Bourdieu, qui a dans ces moments quelque chose de sinon désespéré, du moins de désabusé et d'un tantinet méprisant, ne mâche pas ses mots le 26 Janvier 2000 dans son cours au Collège de France sur Manet .
Après avoir posé le problème de savoir si l'impression ( des peintres impressionistes ) révèle l'objet vu ou le sujet voyant et après avoir mentionné les "étiquettes" dont on dispose pour qualifier les différents courants artistiques ( naturalisme, impressionisme, symbolisme, romantisme ), il ajoute :
" Il n'y a rien de plus vaseux que la critique picturale, il n'y a pas de raison pour que cela ait été mieux à d'autres époques. C'est extrêmement confus, et une des erreurs consisterait à mettre plus de logique dans l'objet qu'il n'y en a dans la réalité.
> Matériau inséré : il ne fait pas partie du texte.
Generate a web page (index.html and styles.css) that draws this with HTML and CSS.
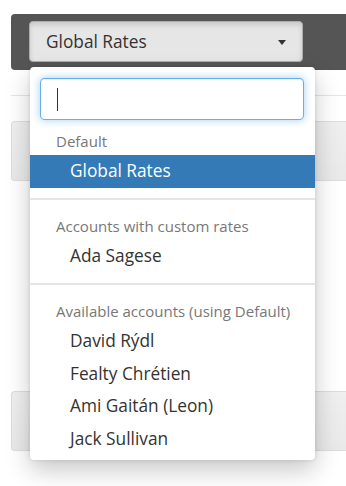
FILE: index.html
```html
<!DOCTYPE html>
<html lang="en">
<head>
  <meta charset="UTF-8" />
  <meta name="viewport" content="width=device-width, initial-scale=1" />
  <title>Rates</title>

  <link rel="stylesheet" href="styles.css">
</head>
<body>

  <div class="page">
    <!-- Toolbar with the rate selector -->
    <div class="toolbar">
      <div class="picker">
        <button class="picker-btn" type="button">
          <span>Global Rates</span>
          <span class="caret"></span>
        </button>

        <div class="picker-menu">
          <div class="search">
            <span class="cursor"></span>
          </div>

          <div class="menu-header first">Default</div>
          <div class="menu-item active">Global Rates</div>

          <div class="divider"></div>
          <div class="menu-header">Accounts with custom rates</div>
          <div class="menu-item">Ada Sagese</div>

          <div class="divider"></div>
          <div class="menu-header">Available accounts (using Default)</div>
          <div class="menu-item">David Rýdl</div>
          <div class="menu-item">Fealty Chrétien</div>
          <div class="menu-item">Ami Gaitán (Leon)</div>
          <div class="menu-item">Jack Sullivan</div>
        </div>
      </div>
    </div>

    <div class="rule"></div>
    <div class="panel"></div>
    <div class="panel lower"></div>
  </div>

</body>
</html>
```

FILE: styles.css
```css
/* Page */
body {
  margin: 0;
  background: #fff;
  font-family: "Open Sans", "Noto Sans", sans-serif;
  color: #333;
}

.page {
  padding: 14px 0 40px 11px;
}

/* Dark toolbar */
.toolbar {
  background: #555;
  border-radius: 4px 0 0 4px;
  padding: 7px 0 8px 18px;
}

.picker {
  position: relative;
  width: 274px;
}

.picker-btn {
  display: flex;
  align-items: center;
  justify-content: space-between;
  width: 274px;
  height: 41px;
  padding: 0 16px 0 16px;
  background: #e6e6e6;
  border: 1px solid #adadad;
  border-radius: 4px;
  box-shadow: inset 0 3px 5px rgba(0,0,0,0.125);
  font-family: inherit;
  font-size: 17.3px;
  color: #333;
  box-sizing: border-box;
}

.caret {
  width: 0;
  height: 0;
  border-top: 5px solid #333;
  border-left: 4.5px solid transparent;
  border-right: 4.5px solid transparent;
  margin-top: 1px;
}

/* Dropdown menu */
.picker-menu {
  position: absolute;
  top: calc(100% + 5px);
  left: 1px;
  width: 285px;
  padding: 11px 0 5px;
  background: #fff;
  border-radius: 4px;
  box-shadow: 0 10px 24px rgba(0,0,0,0.22), 0 0 4px rgba(0,0,0,0.12);
  box-sizing: border-box;
  z-index: 10;
}

.search {
  display: flex;
  align-items: center;
  height: 42px;
  margin: 0 11px 0 10px;
  padding-left: 16px;
  border: 1px solid #66afe9;
  border-radius: 4px;
  box-shadow: inset 0 1px 1px rgba(0,0,0,0.075), 0 0 8px rgba(102,175,233,0.6);
  box-sizing: border-box;
}

.cursor {
  width: 1px;
  height: 23px;
  background: #333;
}

.menu-header {
  padding: 16.5px 20px 4px 26px;
  font-size: 15px;
  line-height: 20px;
  color: #777;
}

.menu-header.first {
  padding-top: 11px;
}

.menu-item {
  padding: 4px 20px 4px 40px;
  font-size: 17.3px;
  line-height: 24.5px;
  color: #333;
}

.menu-item.active {
  background: #337ab7;
  color: #fff;
}

.divider {
  height: 2px;
  margin-top: 10px;
  background: #e5e5e5;
}

/* Content behind the menu */
.rule {
  margin-top: 25px;
  border-top: 1px solid #e5e5e5;
}

.panel {
  height: 58px;
  margin-top: 25px;
  background: linear-gradient(#efefef, #e9e9e9);
  border: 1px solid #ddd;
  border-right: none;
  border-radius: 4px 0 0 4px;
}

.panel.lower {
  margin-top: 210px;
}
```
Il faut respecter ces objets, il faut les prendre comme ils sont, mais en sachant que ce n'est pas le concept taillé à la serpe logique, ce sont des intuitions conceptuelles destinées à exprimer des impressions confuses à propos d'objets polysémiques." ( p. 326 )
En plus d'être vaseuse, la critique picturale vise autre chose que ce qu'elle prétend faire :
" On voit bien que ces enjeux conceptuels sont toujours des enjeux politiques, pas au sens de " la politique " au sens ordinaire, mais politiques dans le champ artistique : est-ce que j'annexe Manet comme un ancêtre du symbolisme ou est-ce qu'au contraire je le repousse comme le dernier des barbares, aussi abruti que Courbet ? (...) Je dis ça de manière volontairement simpliste parce que je pense qu'une part énorme du discours artistique, du discours sur l'art, a pour but de cacher ces enjeux et de les masquer sous de la foutaise théorique, de la foutaise conceptuelle. Je pense qu'il vaut mieux le savoir, ce qui ne veut pas dire ne pas le prendre au sérieux - c'est une autre forme de sérieux, différente de celui que les gens s'accordent. Parce qu'il n'y a rien de plus sérieux que les critiques d'art." ( p. 327-328 )
Mais qu'est-ce que le vrai sérieux du point de vue de Bourdieu ?
C'est suivre un précepte valable pour tous ceux qui font des sciences sociales ( historien, sociologue, ethnologue, etc. ) : il faut historiciser et l'objet de l'enquête et l'enquêteur - ses problèmes, ses concepts, etc. -.
Historiciser l'objet, ça ne fait pas douter de la capacité d'atteindre la vérité sur cet objet, précisément la vérité sur ses conditions historiques de possibilité.
En revanche c'est plus délicat d'historiciser l'enquêteur car si on ne veut pas s'enfermer dans un historicisme auto-réfutant, il faut se livrer à un effort qui a quelque chose d'héroïque : purifier la connaissance de l'enquêteur sur l'objet en la débarrassant de tout ce qu'elle doit à l'histoire ( à la mauvaise histoire, si on peut dire ) et qui la limite en termes de vérité.
Il y a quelque chose du geste du Baron de Münchhausen dans le fait de se plonger intégralement dans l'histoire et de vouloir en même temps en sortir pour faire de la sociologie une science vraie et pas juste une construction de l'esprit socialement conditionnée.
On sent chez Bourdieu d'ailleurs souvent de la souffrance et du doute : suis-je arrivé sur le sol ferme du vrai ou le crois-je à tort, pris que je suis dans des croyances historiquement causées mais seulement illusoirement vraies ?
Si le sociologue se pense dès le début complètement et essentiellement dedans (la société, l'histoire, le champ etc.), comment peut-il espérer être un jour dehors pour voir clairement ?
Ne faut-il pas croire qu'on est toujours au moins un peu dehors pour garder une confiance raisonnable dans la possibilité de connaître la vérité ?
Ne pas historiciser : naïveté ; tout historiciser : incapacité de connaître le vrai.